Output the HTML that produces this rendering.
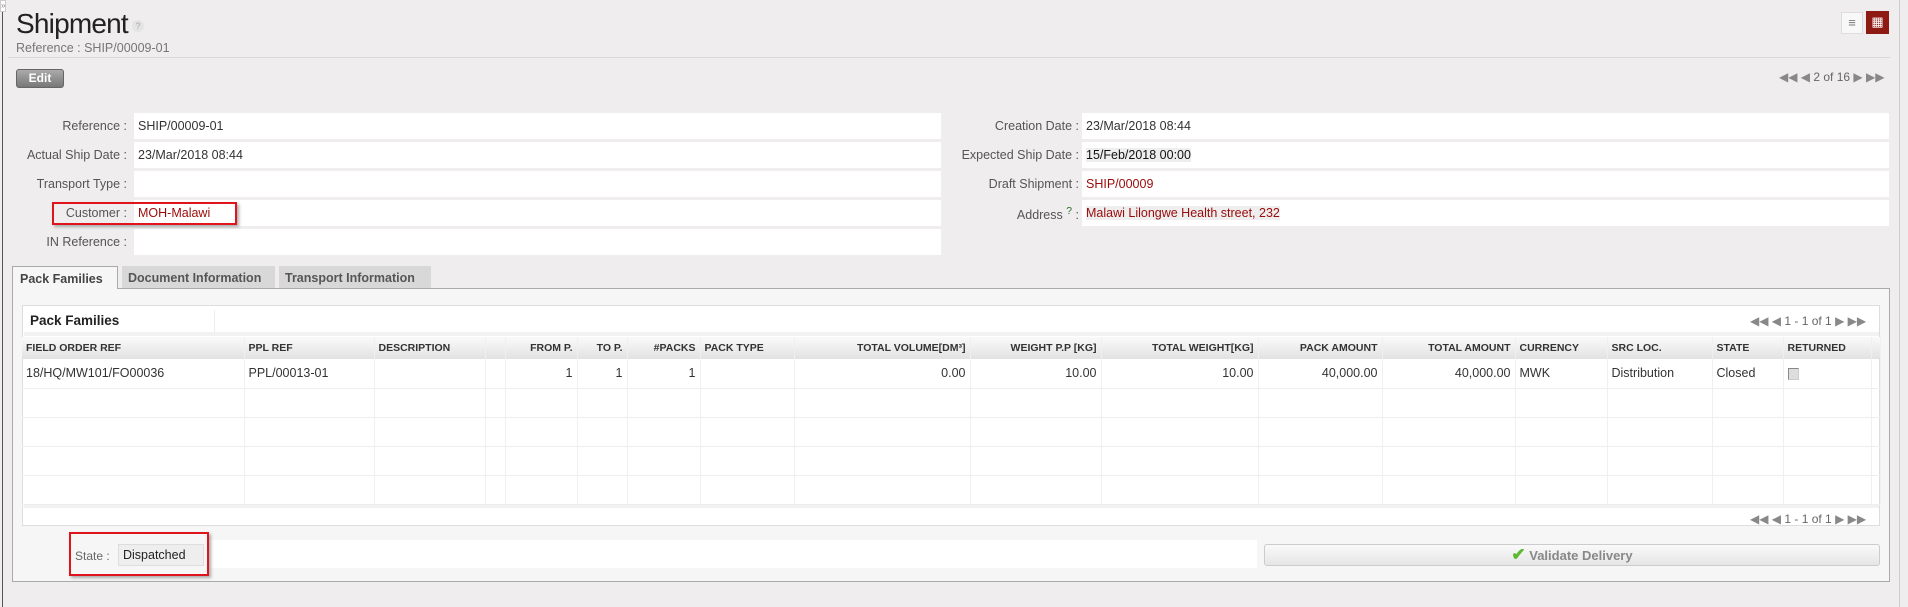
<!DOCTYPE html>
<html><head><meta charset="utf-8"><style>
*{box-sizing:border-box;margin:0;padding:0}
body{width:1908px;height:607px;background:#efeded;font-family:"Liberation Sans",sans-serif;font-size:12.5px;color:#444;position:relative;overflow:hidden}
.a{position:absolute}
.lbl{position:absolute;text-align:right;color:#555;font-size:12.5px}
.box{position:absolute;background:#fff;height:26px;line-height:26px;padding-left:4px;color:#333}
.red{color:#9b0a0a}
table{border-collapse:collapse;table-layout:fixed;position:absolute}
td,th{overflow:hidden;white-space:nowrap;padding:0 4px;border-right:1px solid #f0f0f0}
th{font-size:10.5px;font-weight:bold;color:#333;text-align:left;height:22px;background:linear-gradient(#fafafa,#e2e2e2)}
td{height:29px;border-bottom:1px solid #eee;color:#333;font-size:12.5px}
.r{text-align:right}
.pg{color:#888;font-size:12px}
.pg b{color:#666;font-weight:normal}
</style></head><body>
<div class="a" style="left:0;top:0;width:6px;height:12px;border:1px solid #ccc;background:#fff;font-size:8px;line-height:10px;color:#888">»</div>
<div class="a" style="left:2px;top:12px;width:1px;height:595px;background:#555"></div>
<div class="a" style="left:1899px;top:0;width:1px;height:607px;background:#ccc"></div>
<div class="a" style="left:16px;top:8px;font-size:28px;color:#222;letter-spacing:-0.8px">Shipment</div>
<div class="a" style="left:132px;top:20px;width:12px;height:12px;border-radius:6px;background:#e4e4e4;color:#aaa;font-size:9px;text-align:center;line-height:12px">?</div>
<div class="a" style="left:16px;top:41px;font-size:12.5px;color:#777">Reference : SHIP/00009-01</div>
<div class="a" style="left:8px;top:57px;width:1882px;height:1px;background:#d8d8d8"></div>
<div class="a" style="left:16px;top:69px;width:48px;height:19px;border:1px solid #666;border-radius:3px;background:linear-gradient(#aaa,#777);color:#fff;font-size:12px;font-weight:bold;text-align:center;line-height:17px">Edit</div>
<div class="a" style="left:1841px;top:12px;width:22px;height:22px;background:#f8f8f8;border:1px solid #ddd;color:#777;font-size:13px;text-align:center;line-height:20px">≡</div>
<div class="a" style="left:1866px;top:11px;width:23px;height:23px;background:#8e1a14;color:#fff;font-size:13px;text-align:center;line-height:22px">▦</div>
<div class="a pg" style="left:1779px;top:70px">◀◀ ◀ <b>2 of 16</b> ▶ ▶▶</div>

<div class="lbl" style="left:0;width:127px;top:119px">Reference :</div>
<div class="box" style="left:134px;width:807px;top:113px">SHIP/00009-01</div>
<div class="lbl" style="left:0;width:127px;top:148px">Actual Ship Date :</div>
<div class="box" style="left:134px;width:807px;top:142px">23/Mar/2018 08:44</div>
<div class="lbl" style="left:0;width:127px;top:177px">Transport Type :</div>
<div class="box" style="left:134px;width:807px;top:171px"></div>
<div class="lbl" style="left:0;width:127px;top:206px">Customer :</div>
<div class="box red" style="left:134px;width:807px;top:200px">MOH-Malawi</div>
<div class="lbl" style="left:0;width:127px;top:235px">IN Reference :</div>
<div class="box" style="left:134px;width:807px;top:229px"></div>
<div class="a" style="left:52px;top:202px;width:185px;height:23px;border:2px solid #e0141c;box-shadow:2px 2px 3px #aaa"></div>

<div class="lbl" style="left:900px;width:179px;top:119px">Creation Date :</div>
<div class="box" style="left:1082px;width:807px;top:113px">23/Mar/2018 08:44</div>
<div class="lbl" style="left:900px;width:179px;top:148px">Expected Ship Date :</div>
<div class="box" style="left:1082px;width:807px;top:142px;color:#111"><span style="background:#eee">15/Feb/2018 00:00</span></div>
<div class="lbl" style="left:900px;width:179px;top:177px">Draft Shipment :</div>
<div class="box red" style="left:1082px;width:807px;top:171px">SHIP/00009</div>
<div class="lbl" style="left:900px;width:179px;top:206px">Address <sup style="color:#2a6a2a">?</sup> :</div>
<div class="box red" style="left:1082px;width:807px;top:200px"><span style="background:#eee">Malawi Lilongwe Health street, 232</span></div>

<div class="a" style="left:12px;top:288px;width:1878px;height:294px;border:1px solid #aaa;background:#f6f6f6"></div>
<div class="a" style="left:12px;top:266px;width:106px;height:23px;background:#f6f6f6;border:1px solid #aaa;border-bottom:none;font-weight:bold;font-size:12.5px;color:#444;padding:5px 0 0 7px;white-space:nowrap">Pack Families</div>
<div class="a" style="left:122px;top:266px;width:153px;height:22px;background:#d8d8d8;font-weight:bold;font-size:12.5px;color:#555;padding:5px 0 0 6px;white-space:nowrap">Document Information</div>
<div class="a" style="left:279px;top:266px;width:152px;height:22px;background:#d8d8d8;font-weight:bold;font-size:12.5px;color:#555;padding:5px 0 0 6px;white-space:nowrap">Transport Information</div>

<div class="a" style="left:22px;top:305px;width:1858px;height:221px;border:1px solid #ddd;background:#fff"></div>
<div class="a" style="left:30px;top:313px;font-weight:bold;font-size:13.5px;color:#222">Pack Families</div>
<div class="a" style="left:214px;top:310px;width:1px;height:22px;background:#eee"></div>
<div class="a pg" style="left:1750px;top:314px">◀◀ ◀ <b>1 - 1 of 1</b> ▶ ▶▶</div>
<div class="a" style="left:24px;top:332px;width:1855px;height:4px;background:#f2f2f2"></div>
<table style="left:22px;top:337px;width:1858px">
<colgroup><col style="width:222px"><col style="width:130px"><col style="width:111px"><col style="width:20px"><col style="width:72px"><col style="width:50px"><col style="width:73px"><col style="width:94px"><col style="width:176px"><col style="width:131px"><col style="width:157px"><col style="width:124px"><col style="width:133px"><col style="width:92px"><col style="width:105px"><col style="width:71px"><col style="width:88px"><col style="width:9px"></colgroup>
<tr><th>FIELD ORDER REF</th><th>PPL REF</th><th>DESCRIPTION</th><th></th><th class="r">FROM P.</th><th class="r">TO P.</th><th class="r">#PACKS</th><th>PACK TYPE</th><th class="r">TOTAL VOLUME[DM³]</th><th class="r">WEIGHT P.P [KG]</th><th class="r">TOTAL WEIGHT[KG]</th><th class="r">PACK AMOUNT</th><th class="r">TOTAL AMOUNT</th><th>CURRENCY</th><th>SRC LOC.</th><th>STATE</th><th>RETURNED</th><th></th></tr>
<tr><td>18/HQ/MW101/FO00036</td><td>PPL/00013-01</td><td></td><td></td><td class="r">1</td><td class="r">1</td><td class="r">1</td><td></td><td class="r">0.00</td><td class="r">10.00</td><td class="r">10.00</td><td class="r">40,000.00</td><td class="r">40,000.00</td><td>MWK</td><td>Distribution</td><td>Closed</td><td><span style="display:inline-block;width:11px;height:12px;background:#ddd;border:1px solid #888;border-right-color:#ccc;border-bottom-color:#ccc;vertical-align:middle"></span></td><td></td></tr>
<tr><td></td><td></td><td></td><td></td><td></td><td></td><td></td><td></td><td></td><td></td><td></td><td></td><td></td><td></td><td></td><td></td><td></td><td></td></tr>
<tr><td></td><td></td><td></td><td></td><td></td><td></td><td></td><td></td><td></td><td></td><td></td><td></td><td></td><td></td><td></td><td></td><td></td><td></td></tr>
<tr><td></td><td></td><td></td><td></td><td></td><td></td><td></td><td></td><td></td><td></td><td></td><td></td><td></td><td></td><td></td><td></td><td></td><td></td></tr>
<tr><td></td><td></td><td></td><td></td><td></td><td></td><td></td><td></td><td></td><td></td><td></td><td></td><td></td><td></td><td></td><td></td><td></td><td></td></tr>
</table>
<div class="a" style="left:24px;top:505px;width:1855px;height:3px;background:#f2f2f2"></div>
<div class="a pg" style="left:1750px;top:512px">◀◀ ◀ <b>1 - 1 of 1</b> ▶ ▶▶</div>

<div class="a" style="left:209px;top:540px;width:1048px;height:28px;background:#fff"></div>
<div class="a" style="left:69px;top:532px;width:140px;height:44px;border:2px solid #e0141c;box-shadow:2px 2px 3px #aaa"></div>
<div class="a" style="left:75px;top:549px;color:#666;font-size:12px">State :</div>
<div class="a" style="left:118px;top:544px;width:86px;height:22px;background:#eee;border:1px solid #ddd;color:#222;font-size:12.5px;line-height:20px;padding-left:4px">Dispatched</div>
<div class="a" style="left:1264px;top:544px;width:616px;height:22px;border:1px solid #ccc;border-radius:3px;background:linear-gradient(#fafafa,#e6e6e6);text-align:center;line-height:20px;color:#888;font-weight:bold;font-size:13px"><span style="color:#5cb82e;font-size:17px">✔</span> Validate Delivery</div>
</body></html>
-=-=-=-=-
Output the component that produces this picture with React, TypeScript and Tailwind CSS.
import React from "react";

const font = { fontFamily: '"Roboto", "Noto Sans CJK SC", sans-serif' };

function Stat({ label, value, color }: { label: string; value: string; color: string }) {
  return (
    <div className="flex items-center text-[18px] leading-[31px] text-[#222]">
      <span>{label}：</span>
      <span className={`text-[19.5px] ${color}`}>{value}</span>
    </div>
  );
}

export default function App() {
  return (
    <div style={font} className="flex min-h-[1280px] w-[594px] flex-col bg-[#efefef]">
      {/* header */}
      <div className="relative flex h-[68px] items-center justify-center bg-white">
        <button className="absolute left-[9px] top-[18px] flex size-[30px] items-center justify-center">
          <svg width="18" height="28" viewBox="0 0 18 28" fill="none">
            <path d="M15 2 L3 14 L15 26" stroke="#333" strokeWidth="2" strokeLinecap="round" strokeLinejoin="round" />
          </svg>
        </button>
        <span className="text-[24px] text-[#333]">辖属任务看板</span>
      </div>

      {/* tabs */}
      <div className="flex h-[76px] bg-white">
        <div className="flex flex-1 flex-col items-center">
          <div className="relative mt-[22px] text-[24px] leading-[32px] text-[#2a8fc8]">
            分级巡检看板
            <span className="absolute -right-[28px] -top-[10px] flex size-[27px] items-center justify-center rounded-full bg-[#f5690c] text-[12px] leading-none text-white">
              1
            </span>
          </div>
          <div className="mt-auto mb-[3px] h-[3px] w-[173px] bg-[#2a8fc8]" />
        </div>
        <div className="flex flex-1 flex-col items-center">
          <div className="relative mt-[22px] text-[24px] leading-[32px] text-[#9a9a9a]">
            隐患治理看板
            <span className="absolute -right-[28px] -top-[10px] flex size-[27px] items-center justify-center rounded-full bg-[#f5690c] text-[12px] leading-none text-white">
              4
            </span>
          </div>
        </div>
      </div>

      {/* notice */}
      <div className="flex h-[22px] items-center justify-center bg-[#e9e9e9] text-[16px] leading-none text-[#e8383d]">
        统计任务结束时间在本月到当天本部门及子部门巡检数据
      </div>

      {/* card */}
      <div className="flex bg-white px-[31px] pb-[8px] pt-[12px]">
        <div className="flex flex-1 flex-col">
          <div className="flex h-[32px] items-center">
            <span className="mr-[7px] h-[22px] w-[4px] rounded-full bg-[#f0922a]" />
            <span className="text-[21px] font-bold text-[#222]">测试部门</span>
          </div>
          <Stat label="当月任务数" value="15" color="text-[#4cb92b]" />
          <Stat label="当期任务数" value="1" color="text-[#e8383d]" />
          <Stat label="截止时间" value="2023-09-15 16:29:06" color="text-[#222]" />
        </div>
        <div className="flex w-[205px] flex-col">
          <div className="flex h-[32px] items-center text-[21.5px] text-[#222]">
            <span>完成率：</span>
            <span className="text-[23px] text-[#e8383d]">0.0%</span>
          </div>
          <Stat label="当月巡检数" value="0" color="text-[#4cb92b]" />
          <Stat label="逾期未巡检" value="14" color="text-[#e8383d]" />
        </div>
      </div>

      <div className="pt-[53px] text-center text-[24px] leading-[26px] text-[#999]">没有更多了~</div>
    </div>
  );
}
-=-=-=-=-
● **What is required**
Scan the data for the word "Output" and copy every line where it shows up.

● **Answer below**
Output the HTML that produces this rendering.
Output the component that produces this picture with React, TypeScript and Tailwind CSS.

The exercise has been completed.